If you go back 2 years, you can actually find me talking about this exact stage that I just arrived at 4 days ago.

This is going to be a big deal when people understand the advantages of this method. It's crazy fast compared to the legacy method, like hundreds of times faster for a result that's very close. Right now I need to buy a 5090 card to get this up to full resolution (it's running at 1080p right now, because a 3090 can't handle this pipeline, but after the system is applied, one could get the same results on a 150 dollar card, and that's when this will open up to other contributors in a big way, because right now you need 7 grand and a phd to work on this, and after I'm done you'll need a mouse and a laptop and that's it.

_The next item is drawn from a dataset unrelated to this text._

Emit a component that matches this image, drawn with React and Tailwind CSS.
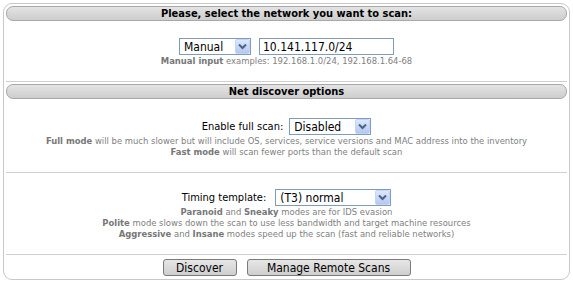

I'd also note that there is a very simple example of this concept working in the second video above. You see the dozens of cats? That's just one cat, made into one tiny SP style asset (Protagonist cat semi isometric walk towards camera left), and then I just copy pasted it 30 times and layered it over a plate. So it looks like I animated 30 cats, but this is just one animation of one cat done one time. Remember Scooby Doo walking down the hallway of the haunted castle? Same thing. They made one animation of that hallway, and used it in 100 episodes. You can see how useful this becomes once you can make a new hallway with a click or two, and keep all the other animations intact.

At the beginning of the idea, I did some research to see if anyone had used my method before, since it seemed so logical to me. It turns out that it had been used before, and was actually the foundational concept of the Hannah/Barbera corporation, who used it to great effect across decades, milling out huge amounts of inexpensive content that went into syndication across dozens of countries.